Watch receives award for courage

The Blomvlei Neighbourhood Watch walked away with the courage in action award at the neighbourhood watch awards last week.

The Blomvlei Neighbourhood Watch (NHW) walked away with the courage in action award at the first joint neighbourhood watch awards ceremony hosted by the City of Cape Town and the provincial Department of Community Safety.

There are more than 130 accredited neighbourhood watches in the City of Cape Town’s metropolitan area and more than 200 accredited neighbourhood watches across the province.

The event was held at the Cape Town Civic Centre on Monday March 26 and is set to become an annual event.

More than 80 NHW structures and members were nominated for the 34 awards which were split into three broad categories which recognised and celebrated teams of distinction (bronze awards), individual excellence (silver awards), as well as outstanding achievement awards (gold awards)

Blomvlei Neighbourhood Watch chairperson, Sadeeka Valentine, said the watch had been running for six years now and that the team, made up of 30 members, were very happy to receive the award.

“It was a very exciting experience to be a part of. While it is very challenging to be the chairperson of a neighbourhood watch in such an area, we all respect each other and have a great bond. We work together and patrol every night,” she said.

Also among the winners were neighbourhood watches involved in focused community safety projects, in specific neighbourhoods.

Community volunteers from eight areas were commended for their dedicated participation in the Walking Bus initiative, including Nyanga, Bonteheuwel, Khayelitsha (Site C), Kraaifontein, Valhalla Park, Happy Valley, Pelican Park (New Horizon) and Mfuleni.

The City’s Mayco member for safety and security; and social services, JP Smith, thanked the various neighbourhood watch members for their dedication to the community.

“What we are seeing is a community-led initiative around community policing. With as many as 20 000 trained neighbourhood watch members in the City and probably closer to 50 000 neighbourhood watch volunteers in some form or another active in our communities, you are at the forefront of improving safety in our communities and often teach both the City and police valuable lessons in community intelligence led policing.

“Our partnerships with each other, including the Western Cape government, keep on growing and we will keep trying to find new ways of supporting our valued neighbourhood watches.

“Our job must be to roll the obstacles out of your way for you to continue to grow in service of your community and for us to support you through that,” he said.

Community Safety MEC, Dan Plato, said neighbourhood watches played a pivotal role in the fight against crime.
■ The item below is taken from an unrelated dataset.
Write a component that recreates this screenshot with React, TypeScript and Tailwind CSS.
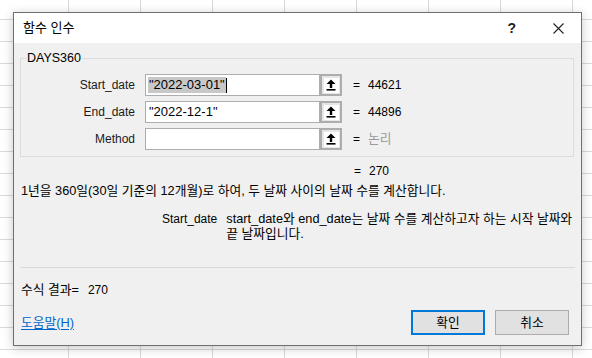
import React from "react";

const font = "font-['Liberation_Sans','Noto_Sans_CJK_KR',sans-serif]";

function RefButton() {
  return (
    <div className="flex h-[22px] w-[22px] items-center justify-center border-2 border-[#adadad] bg-[#e6e6e6]">
      <div className="flex h-[15px] w-[15px] items-center justify-center bg-white">
        <svg width="10" height="12" viewBox="0 0 10 12">
          <path d="M5 0.5 L9.5 5 L6.2 5 L6.2 9 L3.8 9 L3.8 5 L0.5 5 Z" fill="#000" />
          <rect x="0.5" y="10" width="9" height="1.6" fill="#000" />
        </svg>
      </div>
    </div>
  );
}

function ArgRow({
  label,
  value,
  result,
  muted,
  selected,
}: {
  label: string;
  value: React.ReactNode;
  result: string;
  muted?: boolean;
  selected?: boolean;
}) {
  return (
    <div className="flex h-[22px] items-center">
      <div className="w-[114px] text-right text-[#1a1a1a]">{label}</div>
      <div className="ml-[10px] flex h-[22px] w-[175px] items-center border border-[#adadad] bg-white pl-[2px]">
        {selected ? (
          <>
            <span className="bg-[#c8c8c8] px-[1px] text-[13px] text-black">{value}</span>
            <span className="h-[15px] w-[1px] bg-black" />
          </>
        ) : (
          <span className="px-[1px] text-[13px] text-black">{value}</span>
        )}
      </div>
      <RefButton />
      <div className="ml-[11px] w-[15px] text-black">=</div>
      <div className={muted ? "text-[12.75px] text-[#9a9a9a]" : "text-black"}>{result}</div>
    </div>
  );
}

export default function App() {
  return (
    <div
      className={`relative h-[358px] w-[592px] overflow-hidden bg-white ${font} text-[12px] leading-[16px] [background-image:linear-gradient(to_right,#dadada_1px,transparent_1px),linear-gradient(to_bottom,#dadada_1px,transparent_1px)] [background-size:72px_22px] [background-position:68px_19px]`}
    >
      <div className="absolute left-[13px] top-[12px] flex h-[334px] w-[569px] flex-col border border-[#6f6f6f] bg-[#f0f0f0] shadow-[0_2px_10px_rgba(0,0,0,0.22)]">
        {/* title bar */}
        <div className="flex h-[30px] items-center bg-white pl-[9px]">
          <div className="text-[13px] text-black">함수 인수</div>
          <div className="ml-auto mr-[37px] text-[14px] font-bold text-[#222]">?</div>
          <svg className="mr-[17px]" width="11" height="11" viewBox="0 0 11 11">
            <path d="M0.5 0.5 L10.5 10.5 M10.5 0.5 L0.5 10.5" stroke="#222" strokeWidth="1.1" />
          </svg>
        </div>

        {/* body */}
        <div className="flex flex-1 flex-col px-[6px]">
          <div className="relative mt-[15px] w-[554px] border border-[#dcdcdc] pb-[6px] pt-[15px]">
            <div className="absolute left-[5px] top-[-9px] bg-[#f0f0f0] px-[1px] text-[12.5px] text-black">DAYS360</div>
            <div className="flex flex-col gap-[5px]">
              <ArgRow label="Start_date" value={'"2022-03-01"'} result="44621" selected />
              <ArgRow label="End_date" value={'"2022-12-1"'} result="44896" />
              <ArgRow label="Method" value="" result="논리" muted />
            </div>
          </div>

          <div className="mt-[6px] flex h-[16px] items-center pl-[334px] text-black">
            <span className="w-[15px]">=</span>
            <span>270</span>
          </div>
          <div className="mt-[4px] pl-[1px] text-[12.75px] text-black">
            1년을 360일(30일 기준의 12개월)로 하여, 두 날짜 사이의 날짜 수를 계산합니다.
          </div>

          <div className="mt-[12px] flex text-black">
            <div className="w-[198px] text-right">Start_date</div>
            <div className="ml-[9px] w-[350px] text-[12.75px] leading-[15px]">
              start_date와 end_date는 날짜 수를 계산하고자 하는 시작 날짜와
              <br />
              끝 날짜입니다.
            </div>
          </div>

          <div className="mt-[26px] h-[1px] w-[555px] bg-[#d9d9d9]" />

          <div className="mt-[14px] flex pl-[1px] text-black">
            <span className="text-[12.75px]">수식 결과=</span>
            <span className="ml-[9px]">270</span>
          </div>

          <div className="mt-[12px] flex items-center">
            <a className="pl-[1px] text-[12.75px] text-[#0066cc] underline underline-offset-2">도움말(H)</a>
            <button className="ml-auto flex h-[25px] w-[74px] items-center justify-center border-2 border-[#0078d7] bg-[#e1e1e1] text-[12.75px] text-black">
              확인
            </button>
            <button className="ml-[10px] mr-[6px] flex h-[25px] w-[74px] items-center justify-center border border-[#adadad] bg-[#e1e1e1] text-[12.75px] text-black">
              취소
            </button>
          </div>
        </div>
      </div>
    </div>
  );
}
“We rely on you as ordinary residents in our communities to help keep us safe. Working under the auspices of the Western Cape Community Safety Act, the Western Cape government continuously looks for ways to better support and develop our neighbourhood watches – not only in the city but across the province.

“To this extent, we are looking to accredit another 100 neighbourhood watch structures in the year to come and are setting aside more than R2.5 million for training and equipping our neighbourhood watch structures in the province,” he said.

Prize winners also received extra equipment for members to use in the execution of their duties. This included first aid kits, torches, floodlights and two-way radios.